本论文的研究工作与此前的关联成像有所不同。此前大多使用分束器将赝热光分成两束，经两传输系统后在探测平面关联成像，少数利用计算鬼成像、单像素相机等成像方式，通过预设光源实现单路成像。而近几年研究结果表明，若两束光存在关联，即便微弱，也能实现鬼成像。本论文研究工作受此启发。由两束激光分别从正反两个方向入射，经过旋转毛玻璃后各自独立生成散斑，得到的两套散斑存在关联关系。进而在此基础上，完成非孪生光束的鬼成像实验。这一研究工作，初步证实了双向透射散斑场存在关联关系，为鬼成像在更多场景下的实现提供了可能。

Ghost imaging (GI) is a new optical imaging technique that emerged in recent years. The basic idea of GI is to generate two correlated beams by separating the beam from a source: one beam passes through an object and enters a bucket detector; the other propagates freely and is detected by a CCD camera. Different from the traditional optical imaging, the object and its image are nonlocal in GI. The technique of GI shows the ability of anti-noise. Furthermore, lensless imaging and single pixel imaging can be achieved with GI, which can be expanded to terahertz and X-ray wavebands. As for the computational GI, the light source can be manipulated easily, so the imaging system can be diversified.

The thesis contents include mainly four parts. The first part is the research background, we summarize the developments and applications of GI. In the second part, we briefly introduce the basic theory of correlation from optical coherence to the HBT effect. In the third part, based on the random phase model, we demonstrate the correlation between the two transmitted speckle fields generated from a rotating ground glass (RGG) which are illuminated with two symmetrical pumps, meaning the two speckles are similar. Then we demonstrate the corresponding correlation imaging with these two speckle fields, and discuss the quality of image. In the last part, we present a summary and raise some unsolved questions about our scheme.

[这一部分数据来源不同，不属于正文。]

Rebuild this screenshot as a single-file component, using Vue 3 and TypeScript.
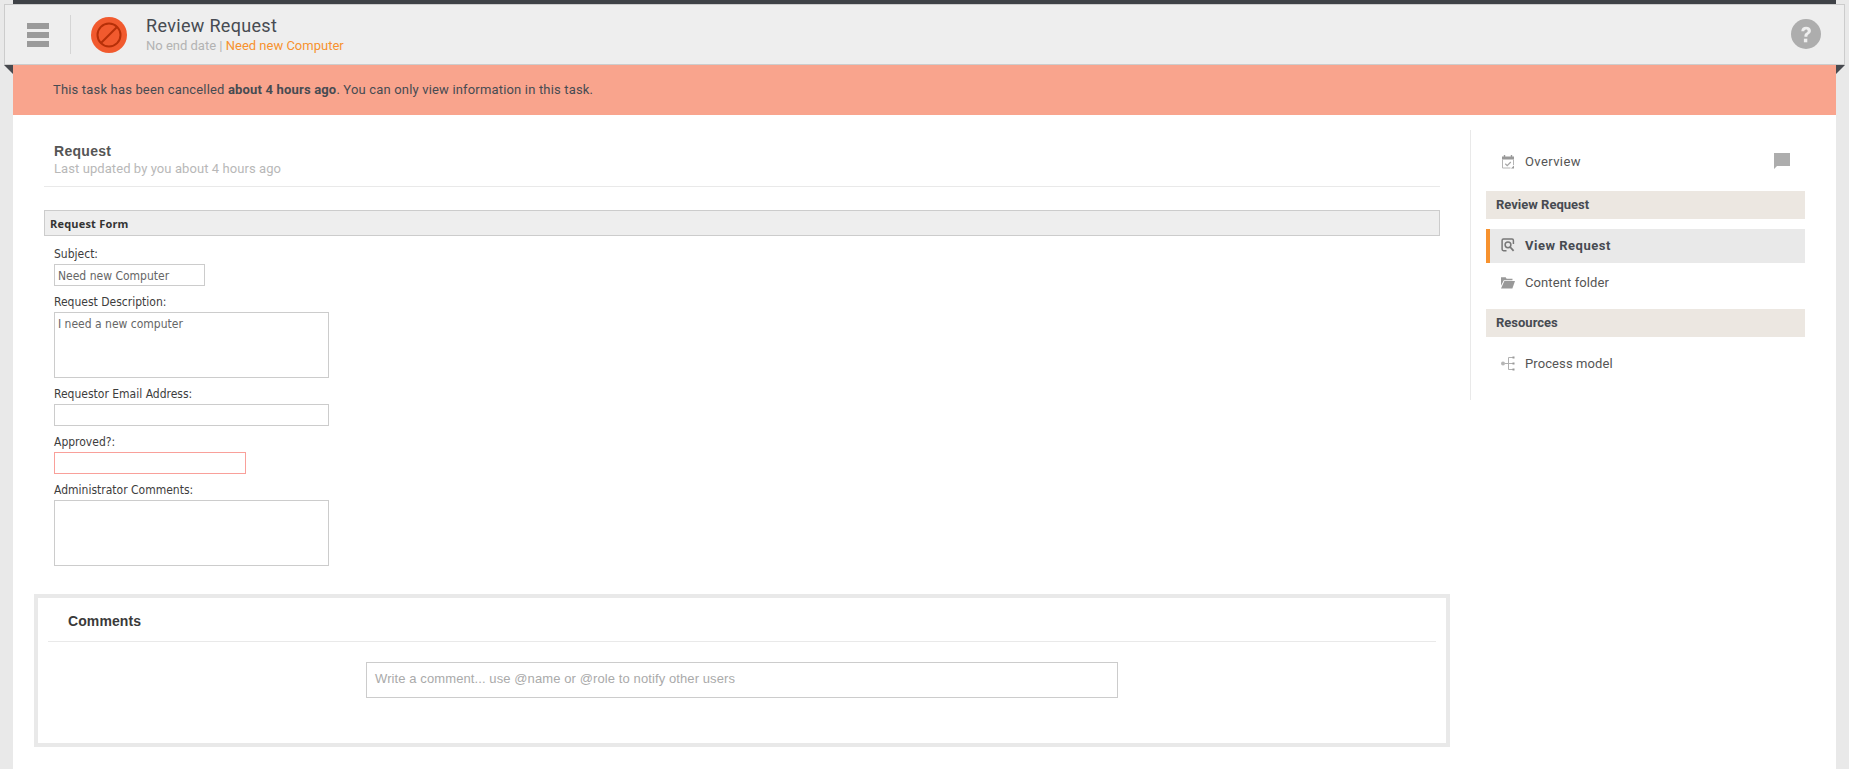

The research in this thesis is different from the previous correlation imaging. In most previous schemes, pseudo-thermal light is divided into two identical beams, and after two different optical transmission systems, the two beams arrive at two detectors for generating correlated imaging. In part of schemes, such as computational GI and single pixel imaging, one can achieve single-channel imaging by specially modulated sources. Studies in recent years demonstrate that GI can be realized if two beams are correlated even if the correlation is weak. Inspired by this, we demonstrate GI with two speckle fields from a RGG generated by forward and backward incident beams respectively. Our scheme shows that the correlations of bidirectional speckle fields conduce to realize ghost imaging in more scenes.